Appeal from the United States District Court for the Western
District of North Carolina, at Charlotte. Robert J. Conrad, Jr.,
Chief District Judge. (3:05-cr-00002-ALL)
Submitted: August 23, 2007 Decided: August 28, 2007
Before WILLIAMS, Chief Judge, and WILKINS and HAMILTON, Senior
Circuit Judges.
Affirmed by unpublished per curiam opinion.
Samuel B. Winthrop, WINTHROP AND WINTHROP, Statesville, North
Carolina, for Appellant. Amy Elizabeth Ray, OFFICE OF THE UNITED
STATES ATTORNEY, Asheville, North Carolina, for Appellee.

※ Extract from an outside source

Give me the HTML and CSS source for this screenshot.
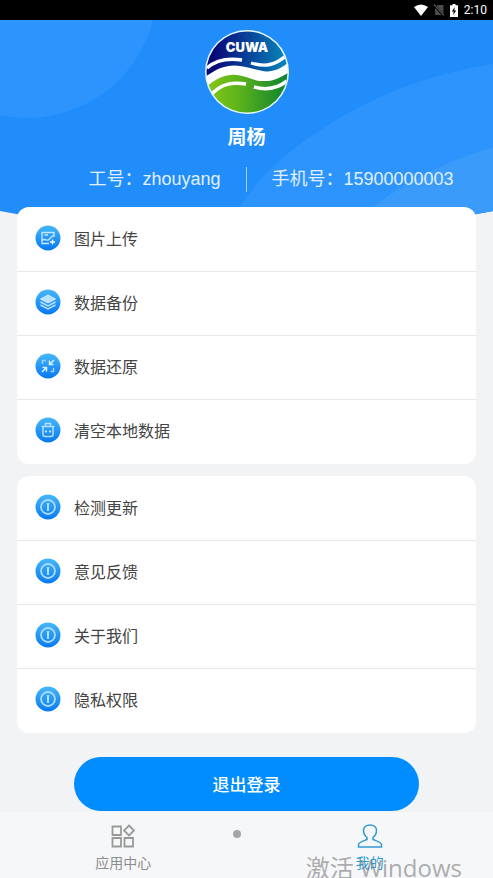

Unpublished opinions are not binding precedent in this circuit.
PER CURIAM:
Mauro Soto Chavez appeals his convictions and the 180-
month sentence imposed after he pleaded guilty to one count of
conspiracy to possess with intent to distribute five kilograms or
more of cocaine, in violation of 21 U.S.C. § 846 (2000), and one
count of possession of a firearm in furtherance of a drug
trafficking crime, in violation of 18 U.S.C. § 924(c) (2000). On
appeal, counsel filed an Anders* brief, in which he states there
are no meritorious issues for appeal, but questions whether the
district court complied with Fed. R. Crim. P. 11 in accepting the
guilty plea, and whether the sentence was required. In a pro se
supplemental brief, Chavez asserts that the district court erred in
concluding that it did not have authority to impose a variance
sentence, and that the factual basis for his plea was not
established. We affirm.
Chavez did not move in the district court to withdraw his
guilty plea, therefore this court reviews his challenge to the
adequacy of the Rule 11 hearing for plain error. See United
States v. Martinez, 277 F.3d 517, 525 (4th Cir. 2002). Prior to
accepting a guilty plea, the trial court must ensure the defendant
understands the nature of the charges against him, the mandatory
minimum and maximum sentences, and other various rights, so it is
clear that the defendant is knowingly and voluntarily entering his
*
Anders v. California, 386 U.S. 738 (1967).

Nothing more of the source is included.